§ Task to carry out
Provide only the number of lines in the listing that contain the string "this".

§ Supplied records
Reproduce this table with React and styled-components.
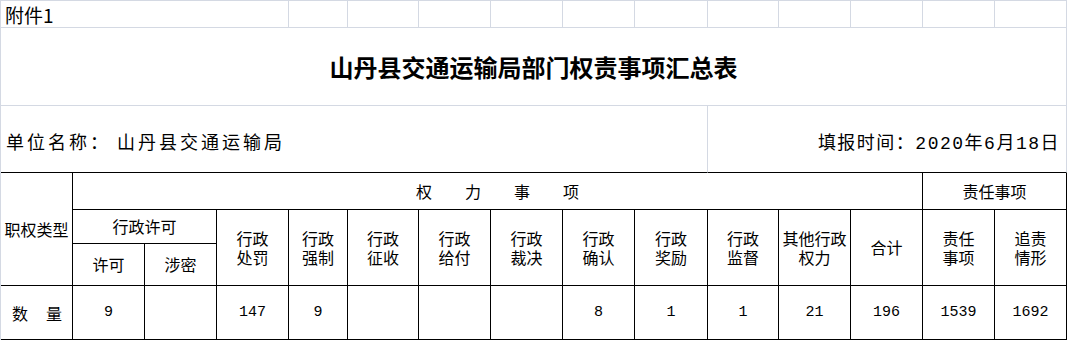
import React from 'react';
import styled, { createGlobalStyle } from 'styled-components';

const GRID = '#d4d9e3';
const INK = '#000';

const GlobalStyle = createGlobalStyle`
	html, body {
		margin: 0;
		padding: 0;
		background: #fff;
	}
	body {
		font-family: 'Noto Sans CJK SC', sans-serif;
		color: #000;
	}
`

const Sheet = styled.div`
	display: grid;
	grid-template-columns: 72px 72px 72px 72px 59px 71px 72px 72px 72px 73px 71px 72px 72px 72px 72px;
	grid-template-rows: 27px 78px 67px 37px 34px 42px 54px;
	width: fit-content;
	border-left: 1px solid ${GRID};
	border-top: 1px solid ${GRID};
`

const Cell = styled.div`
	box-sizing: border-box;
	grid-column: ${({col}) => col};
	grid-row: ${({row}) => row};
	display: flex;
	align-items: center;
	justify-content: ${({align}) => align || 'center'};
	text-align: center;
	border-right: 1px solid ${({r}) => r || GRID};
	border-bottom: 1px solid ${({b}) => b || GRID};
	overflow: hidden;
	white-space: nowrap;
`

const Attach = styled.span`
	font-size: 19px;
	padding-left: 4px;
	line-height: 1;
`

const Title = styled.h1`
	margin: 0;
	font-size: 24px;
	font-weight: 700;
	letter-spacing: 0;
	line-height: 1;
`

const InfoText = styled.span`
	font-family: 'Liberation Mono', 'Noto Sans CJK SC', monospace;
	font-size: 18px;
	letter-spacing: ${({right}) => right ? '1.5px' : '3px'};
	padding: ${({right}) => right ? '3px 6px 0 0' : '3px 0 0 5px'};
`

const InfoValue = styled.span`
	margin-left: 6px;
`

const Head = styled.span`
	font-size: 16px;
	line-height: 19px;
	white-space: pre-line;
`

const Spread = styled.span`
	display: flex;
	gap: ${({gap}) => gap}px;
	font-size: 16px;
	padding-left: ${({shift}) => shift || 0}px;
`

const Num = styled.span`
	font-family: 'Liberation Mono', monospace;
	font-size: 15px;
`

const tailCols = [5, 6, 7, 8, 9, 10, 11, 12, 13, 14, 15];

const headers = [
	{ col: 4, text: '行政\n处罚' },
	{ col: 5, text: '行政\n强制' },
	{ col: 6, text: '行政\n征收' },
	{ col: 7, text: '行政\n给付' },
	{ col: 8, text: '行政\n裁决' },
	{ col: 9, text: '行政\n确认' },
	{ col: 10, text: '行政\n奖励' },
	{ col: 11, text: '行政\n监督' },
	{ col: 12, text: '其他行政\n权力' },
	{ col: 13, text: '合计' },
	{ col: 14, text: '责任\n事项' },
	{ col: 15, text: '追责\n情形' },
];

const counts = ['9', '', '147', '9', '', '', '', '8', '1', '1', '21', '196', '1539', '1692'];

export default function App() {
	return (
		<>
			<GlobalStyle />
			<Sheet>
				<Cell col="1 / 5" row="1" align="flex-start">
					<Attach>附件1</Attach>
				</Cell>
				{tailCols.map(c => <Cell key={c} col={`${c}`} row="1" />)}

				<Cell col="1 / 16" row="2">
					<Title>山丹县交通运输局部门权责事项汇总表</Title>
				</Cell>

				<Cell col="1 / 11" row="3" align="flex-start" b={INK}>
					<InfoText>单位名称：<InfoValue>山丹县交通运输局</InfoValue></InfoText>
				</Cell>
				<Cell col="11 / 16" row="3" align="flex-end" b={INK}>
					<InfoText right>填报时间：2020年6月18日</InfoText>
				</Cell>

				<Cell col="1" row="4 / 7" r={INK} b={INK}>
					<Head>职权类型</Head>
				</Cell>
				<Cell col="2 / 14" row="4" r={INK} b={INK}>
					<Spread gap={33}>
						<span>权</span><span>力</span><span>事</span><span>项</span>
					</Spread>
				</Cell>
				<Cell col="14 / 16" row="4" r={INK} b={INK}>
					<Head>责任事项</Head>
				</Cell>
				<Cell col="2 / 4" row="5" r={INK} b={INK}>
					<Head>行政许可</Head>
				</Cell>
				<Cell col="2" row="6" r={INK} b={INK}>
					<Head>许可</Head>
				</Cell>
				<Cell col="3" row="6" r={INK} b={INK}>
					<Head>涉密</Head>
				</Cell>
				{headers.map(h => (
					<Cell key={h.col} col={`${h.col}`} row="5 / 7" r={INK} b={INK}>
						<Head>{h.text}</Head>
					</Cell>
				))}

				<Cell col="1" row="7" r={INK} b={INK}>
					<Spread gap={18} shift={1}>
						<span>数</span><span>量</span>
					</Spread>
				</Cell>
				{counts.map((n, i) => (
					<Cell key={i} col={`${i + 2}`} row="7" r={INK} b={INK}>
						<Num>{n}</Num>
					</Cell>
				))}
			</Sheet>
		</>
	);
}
...
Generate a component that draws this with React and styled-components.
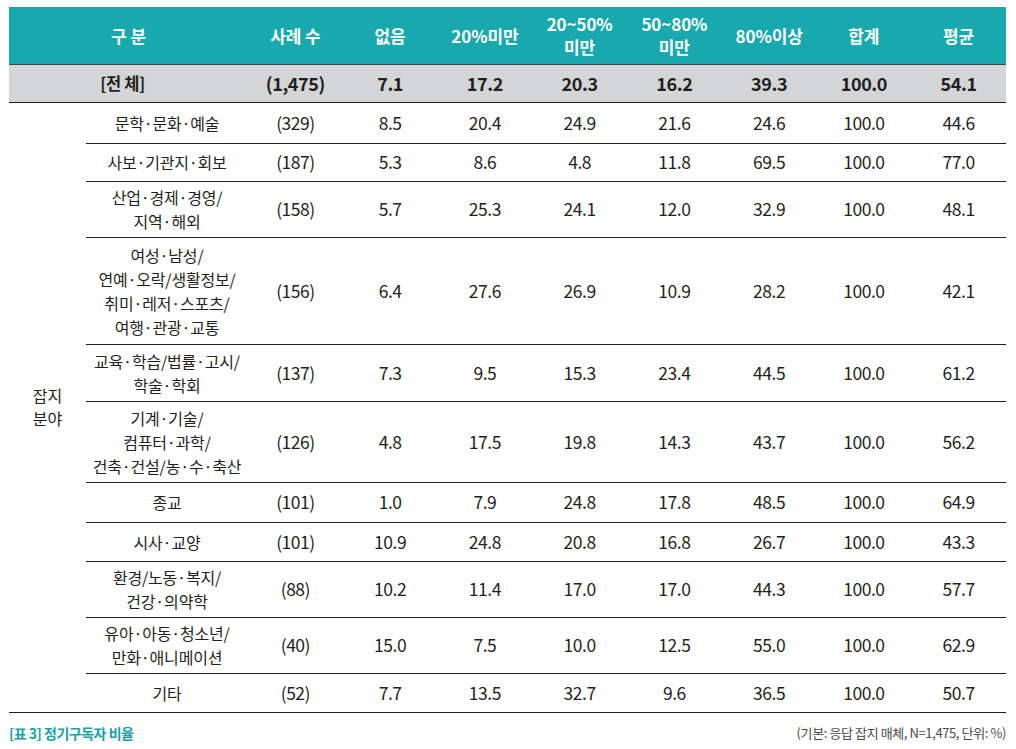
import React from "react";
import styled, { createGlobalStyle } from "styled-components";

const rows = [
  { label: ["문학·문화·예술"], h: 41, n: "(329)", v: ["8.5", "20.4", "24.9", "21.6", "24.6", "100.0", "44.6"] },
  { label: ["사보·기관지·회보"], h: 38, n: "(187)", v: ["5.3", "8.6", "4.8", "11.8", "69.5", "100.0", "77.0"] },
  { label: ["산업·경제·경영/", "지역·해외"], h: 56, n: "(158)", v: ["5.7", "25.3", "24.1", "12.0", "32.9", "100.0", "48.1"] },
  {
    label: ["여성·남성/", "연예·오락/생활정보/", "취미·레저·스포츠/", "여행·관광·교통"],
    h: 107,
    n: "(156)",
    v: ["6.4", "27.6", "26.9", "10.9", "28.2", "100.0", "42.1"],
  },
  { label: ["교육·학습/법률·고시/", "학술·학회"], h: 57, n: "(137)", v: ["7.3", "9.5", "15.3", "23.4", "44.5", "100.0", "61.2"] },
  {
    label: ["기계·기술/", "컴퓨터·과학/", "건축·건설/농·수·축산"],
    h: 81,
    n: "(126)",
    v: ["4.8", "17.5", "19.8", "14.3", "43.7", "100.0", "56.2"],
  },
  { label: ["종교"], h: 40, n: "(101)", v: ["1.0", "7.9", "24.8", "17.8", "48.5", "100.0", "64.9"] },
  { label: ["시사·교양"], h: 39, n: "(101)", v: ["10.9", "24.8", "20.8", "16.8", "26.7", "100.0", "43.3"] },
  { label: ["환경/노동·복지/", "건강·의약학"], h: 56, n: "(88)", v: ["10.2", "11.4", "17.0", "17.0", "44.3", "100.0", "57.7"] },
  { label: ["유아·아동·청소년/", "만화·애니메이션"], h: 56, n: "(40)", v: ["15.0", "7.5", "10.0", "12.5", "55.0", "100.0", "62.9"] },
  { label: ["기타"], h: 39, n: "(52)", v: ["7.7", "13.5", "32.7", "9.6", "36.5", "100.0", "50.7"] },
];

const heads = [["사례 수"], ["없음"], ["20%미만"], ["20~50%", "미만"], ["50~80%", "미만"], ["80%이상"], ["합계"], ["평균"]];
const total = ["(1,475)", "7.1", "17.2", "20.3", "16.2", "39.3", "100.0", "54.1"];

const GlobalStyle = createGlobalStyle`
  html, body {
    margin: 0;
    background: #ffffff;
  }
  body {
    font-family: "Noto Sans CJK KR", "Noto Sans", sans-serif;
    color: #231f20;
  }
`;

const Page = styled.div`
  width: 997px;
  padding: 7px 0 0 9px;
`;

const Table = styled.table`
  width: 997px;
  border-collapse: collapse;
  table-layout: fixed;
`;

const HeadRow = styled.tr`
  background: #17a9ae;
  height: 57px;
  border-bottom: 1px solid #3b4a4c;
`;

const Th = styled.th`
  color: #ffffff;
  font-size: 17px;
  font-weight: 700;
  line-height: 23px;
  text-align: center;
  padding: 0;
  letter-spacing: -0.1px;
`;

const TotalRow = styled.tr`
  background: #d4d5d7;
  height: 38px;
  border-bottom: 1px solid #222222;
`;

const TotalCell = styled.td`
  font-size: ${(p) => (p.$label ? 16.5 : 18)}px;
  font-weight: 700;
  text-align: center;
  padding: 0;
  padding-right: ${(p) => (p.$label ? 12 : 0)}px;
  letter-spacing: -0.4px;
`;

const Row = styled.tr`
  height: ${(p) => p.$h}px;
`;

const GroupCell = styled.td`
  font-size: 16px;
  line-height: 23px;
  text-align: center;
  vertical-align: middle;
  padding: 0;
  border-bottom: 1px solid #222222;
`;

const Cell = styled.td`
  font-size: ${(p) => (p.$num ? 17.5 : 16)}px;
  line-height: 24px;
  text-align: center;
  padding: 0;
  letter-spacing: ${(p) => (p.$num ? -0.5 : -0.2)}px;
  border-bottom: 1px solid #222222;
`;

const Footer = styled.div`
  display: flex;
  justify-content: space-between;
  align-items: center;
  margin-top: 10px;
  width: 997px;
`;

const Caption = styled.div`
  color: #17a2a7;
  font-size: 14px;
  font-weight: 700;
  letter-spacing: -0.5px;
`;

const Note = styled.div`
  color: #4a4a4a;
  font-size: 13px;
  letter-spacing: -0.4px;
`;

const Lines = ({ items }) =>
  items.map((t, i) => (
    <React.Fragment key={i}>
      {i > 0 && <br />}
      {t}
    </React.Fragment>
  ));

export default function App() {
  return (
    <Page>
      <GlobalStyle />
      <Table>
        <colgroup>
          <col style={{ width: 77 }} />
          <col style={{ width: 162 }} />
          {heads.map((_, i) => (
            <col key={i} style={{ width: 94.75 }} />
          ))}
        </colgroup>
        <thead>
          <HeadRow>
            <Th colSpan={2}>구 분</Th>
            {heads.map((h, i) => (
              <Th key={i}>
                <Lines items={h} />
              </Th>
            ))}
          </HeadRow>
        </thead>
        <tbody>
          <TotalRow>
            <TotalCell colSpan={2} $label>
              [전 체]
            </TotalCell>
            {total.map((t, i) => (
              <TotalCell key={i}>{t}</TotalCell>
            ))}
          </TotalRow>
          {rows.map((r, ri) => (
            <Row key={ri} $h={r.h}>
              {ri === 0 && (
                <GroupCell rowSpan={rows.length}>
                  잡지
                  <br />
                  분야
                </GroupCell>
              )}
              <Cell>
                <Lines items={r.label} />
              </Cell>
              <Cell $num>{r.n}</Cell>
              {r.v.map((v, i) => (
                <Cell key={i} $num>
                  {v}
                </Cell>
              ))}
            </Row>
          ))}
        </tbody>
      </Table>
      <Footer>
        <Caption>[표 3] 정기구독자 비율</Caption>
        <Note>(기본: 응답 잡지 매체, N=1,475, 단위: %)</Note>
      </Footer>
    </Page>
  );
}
* * *
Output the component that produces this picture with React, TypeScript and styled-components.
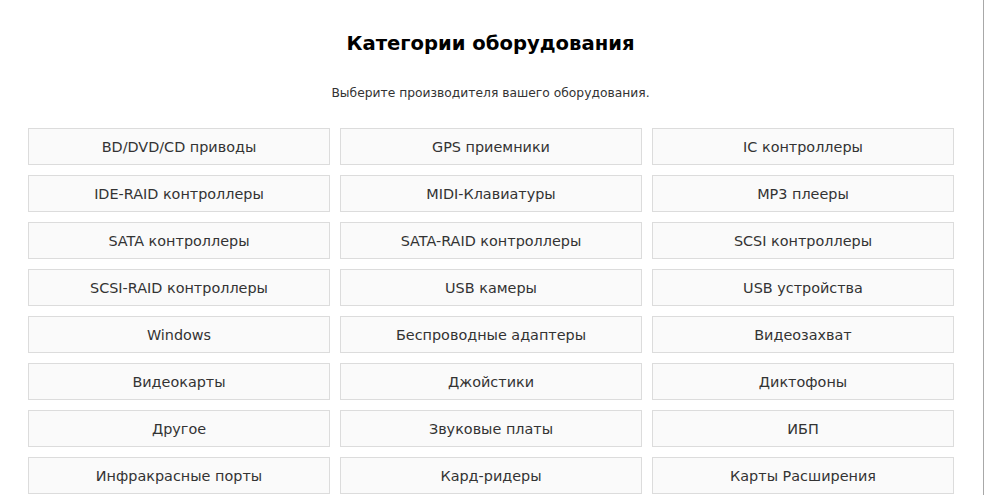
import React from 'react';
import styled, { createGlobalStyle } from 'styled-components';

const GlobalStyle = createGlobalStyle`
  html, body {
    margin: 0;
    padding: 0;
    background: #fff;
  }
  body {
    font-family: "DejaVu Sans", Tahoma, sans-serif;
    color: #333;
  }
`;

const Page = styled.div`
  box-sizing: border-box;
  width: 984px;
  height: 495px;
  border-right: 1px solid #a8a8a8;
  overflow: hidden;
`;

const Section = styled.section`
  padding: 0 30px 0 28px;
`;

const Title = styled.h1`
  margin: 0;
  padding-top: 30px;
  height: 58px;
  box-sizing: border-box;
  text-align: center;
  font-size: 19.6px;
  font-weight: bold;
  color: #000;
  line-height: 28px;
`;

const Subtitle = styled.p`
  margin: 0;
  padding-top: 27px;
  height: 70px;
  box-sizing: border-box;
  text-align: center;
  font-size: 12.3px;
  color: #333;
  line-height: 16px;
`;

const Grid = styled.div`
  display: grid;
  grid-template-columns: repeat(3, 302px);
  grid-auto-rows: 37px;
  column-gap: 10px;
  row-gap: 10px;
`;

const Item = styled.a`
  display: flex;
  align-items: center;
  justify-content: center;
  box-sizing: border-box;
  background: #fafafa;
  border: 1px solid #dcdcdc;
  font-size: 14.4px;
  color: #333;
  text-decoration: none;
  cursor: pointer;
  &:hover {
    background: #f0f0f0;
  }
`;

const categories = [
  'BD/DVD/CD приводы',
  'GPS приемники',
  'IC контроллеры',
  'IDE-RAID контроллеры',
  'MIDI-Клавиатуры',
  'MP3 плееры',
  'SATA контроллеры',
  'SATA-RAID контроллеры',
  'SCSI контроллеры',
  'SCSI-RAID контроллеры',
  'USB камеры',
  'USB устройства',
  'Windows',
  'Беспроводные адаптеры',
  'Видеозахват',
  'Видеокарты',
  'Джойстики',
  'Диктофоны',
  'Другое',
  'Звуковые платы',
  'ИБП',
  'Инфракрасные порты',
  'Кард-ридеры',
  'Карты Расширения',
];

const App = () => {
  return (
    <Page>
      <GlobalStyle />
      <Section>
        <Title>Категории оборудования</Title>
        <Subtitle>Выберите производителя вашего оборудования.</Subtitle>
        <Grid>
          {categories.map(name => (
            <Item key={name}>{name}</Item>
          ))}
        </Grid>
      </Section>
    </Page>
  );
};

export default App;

§ Output of the exercise
3